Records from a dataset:
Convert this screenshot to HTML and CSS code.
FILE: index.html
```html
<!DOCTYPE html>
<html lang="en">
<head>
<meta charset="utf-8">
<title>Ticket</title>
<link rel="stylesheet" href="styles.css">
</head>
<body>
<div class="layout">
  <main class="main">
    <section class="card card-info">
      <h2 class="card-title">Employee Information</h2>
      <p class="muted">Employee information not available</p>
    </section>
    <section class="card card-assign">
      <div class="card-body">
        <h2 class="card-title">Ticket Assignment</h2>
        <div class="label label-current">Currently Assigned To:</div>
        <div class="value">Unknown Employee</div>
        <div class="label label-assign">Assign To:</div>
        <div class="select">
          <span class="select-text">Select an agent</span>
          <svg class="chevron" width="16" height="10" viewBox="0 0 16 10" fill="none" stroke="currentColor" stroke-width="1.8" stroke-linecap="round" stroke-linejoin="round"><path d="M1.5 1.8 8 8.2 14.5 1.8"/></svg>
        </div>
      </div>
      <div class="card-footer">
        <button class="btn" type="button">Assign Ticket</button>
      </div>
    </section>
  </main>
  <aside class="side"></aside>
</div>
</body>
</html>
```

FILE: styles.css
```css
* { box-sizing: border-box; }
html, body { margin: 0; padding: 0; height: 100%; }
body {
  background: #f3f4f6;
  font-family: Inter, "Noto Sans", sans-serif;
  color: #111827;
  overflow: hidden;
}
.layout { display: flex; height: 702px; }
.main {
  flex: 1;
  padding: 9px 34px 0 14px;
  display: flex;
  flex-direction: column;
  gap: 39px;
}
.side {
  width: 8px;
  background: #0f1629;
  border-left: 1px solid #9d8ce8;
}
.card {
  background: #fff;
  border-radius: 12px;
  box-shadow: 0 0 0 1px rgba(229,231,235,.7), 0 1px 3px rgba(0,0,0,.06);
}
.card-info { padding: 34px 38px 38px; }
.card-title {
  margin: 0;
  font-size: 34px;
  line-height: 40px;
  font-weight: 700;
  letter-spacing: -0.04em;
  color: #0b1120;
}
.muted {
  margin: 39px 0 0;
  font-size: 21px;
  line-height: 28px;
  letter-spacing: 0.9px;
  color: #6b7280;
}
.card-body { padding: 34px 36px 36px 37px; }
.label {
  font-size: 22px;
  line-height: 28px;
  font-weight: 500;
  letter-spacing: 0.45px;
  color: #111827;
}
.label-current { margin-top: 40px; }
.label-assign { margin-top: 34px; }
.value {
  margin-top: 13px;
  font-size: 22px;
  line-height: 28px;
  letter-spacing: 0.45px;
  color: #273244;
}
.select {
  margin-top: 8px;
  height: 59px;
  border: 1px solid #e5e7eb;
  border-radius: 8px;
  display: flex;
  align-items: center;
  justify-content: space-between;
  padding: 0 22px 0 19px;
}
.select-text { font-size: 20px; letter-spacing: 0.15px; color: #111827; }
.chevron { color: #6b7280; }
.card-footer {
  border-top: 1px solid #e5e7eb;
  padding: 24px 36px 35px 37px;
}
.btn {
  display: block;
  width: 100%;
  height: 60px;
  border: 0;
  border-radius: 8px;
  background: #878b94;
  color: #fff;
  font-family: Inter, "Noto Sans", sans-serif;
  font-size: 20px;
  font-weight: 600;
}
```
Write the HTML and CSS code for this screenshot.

(Required task): Restate the whole listing exactly.

(Solution for this task):
Convert this screenshot to HTML and CSS code.
FILE: index.html
```html
<!DOCTYPE html>
<html lang="en">
<head>
<meta charset="utf-8">
<title>Ticket</title>
<link rel="stylesheet" href="styles.css">
</head>
<body>
<div class="layout">
  <main class="main">
    <section class="card card-info">
      <h2 class="card-title">Employee Information</h2>
      <p class="muted">Employee information not available</p>
    </section>
    <section class="card card-assign">
      <div class="card-body">
        <h2 class="card-title">Ticket Assignment</h2>
        <div class="label label-current">Currently Assigned To:</div>
        <div class="value">Unknown Employee</div>
        <div class="label label-assign">Assign To:</div>
        <div class="select">
          <span class="select-text">Select an agent</span>
          <svg class="chevron" width="16" height="10" viewBox="0 0 16 10" fill="none" stroke="currentColor" stroke-width="1.8" stroke-linecap="round" stroke-linejoin="round"><path d="M1.5 1.8 8 8.2 14.5 1.8"/></svg>
        </div>
      </div>
      <div class="card-footer">
        <button class="btn" type="button">Assign Ticket</button>
      </div>
    </section>
  </main>
  <aside class="side"></aside>
</div>
</body>
</html>
```

FILE: styles.css
```css
* { box-sizing: border-box; }
html, body { margin: 0; padding: 0; height: 100%; }
body {
  background: #f3f4f6;
  font-family: Inter, "Noto Sans", sans-serif;
  color: #111827;
  overflow: hidden;
}
.layout { display: flex; height: 702px; }
.main {
  flex: 1;
  padding: 9px 34px 0 14px;
  display: flex;
  flex-direction: column;
  gap: 39px;
}
.side {
  width: 8px;
  background: #0f1629;
  border-left: 1px solid #9d8ce8;
}
.card {
  background: #fff;
  border-radius: 12px;
  box-shadow: 0 0 0 1px rgba(229,231,235,.7), 0 1px 3px rgba(0,0,0,.06);
}
.card-info { padding: 34px 38px 38px; }
.card-title {
  margin: 0;
  font-size: 34px;
  line-height: 40px;
  font-weight: 700;
  letter-spacing: -0.04em;
  color: #0b1120;
}
.muted {
  margin: 39px 0 0;
  font-size: 21px;
  line-height: 28px;
  letter-spacing: 0.9px;
  color: #6b7280;
}
.card-body { padding: 34px 36px 36px 37px; }
.label {
  font-size: 22px;
  line-height: 28px;
  font-weight: 500;
  letter-spacing: 0.45px;
  color: #111827;
}
.label-current { margin-top: 40px; }
.label-assign { margin-top: 34px; }
.value {
  margin-top: 13px;
  font-size: 22px;
  line-height: 28px;
  letter-spacing: 0.45px;
  color: #273244;
}
.select {
  margin-top: 8px;
  height: 59px;
  border: 1px solid #e5e7eb;
  border-radius: 8px;
  display: flex;
  align-items: center;
  justify-content: space-between;
  padding: 0 22px 0 19px;
}
.select-text { font-size: 20px; letter-spacing: 0.15px; color: #111827; }
.chevron { color: #6b7280; }
.card-footer {
  border-top: 1px solid #e5e7eb;
  padding: 24px 36px 35px 37px;
}
.btn {
  display: block;
  width: 100%;
  height: 60px;
  border: 0;
  border-radius: 8px;
  background: #878b94;
  color: #fff;
  font-family: Inter, "Noto Sans", sans-serif;
  font-size: 20px;
  font-weight: 600;
}
```
Write the HTML and CSS code for this screenshot.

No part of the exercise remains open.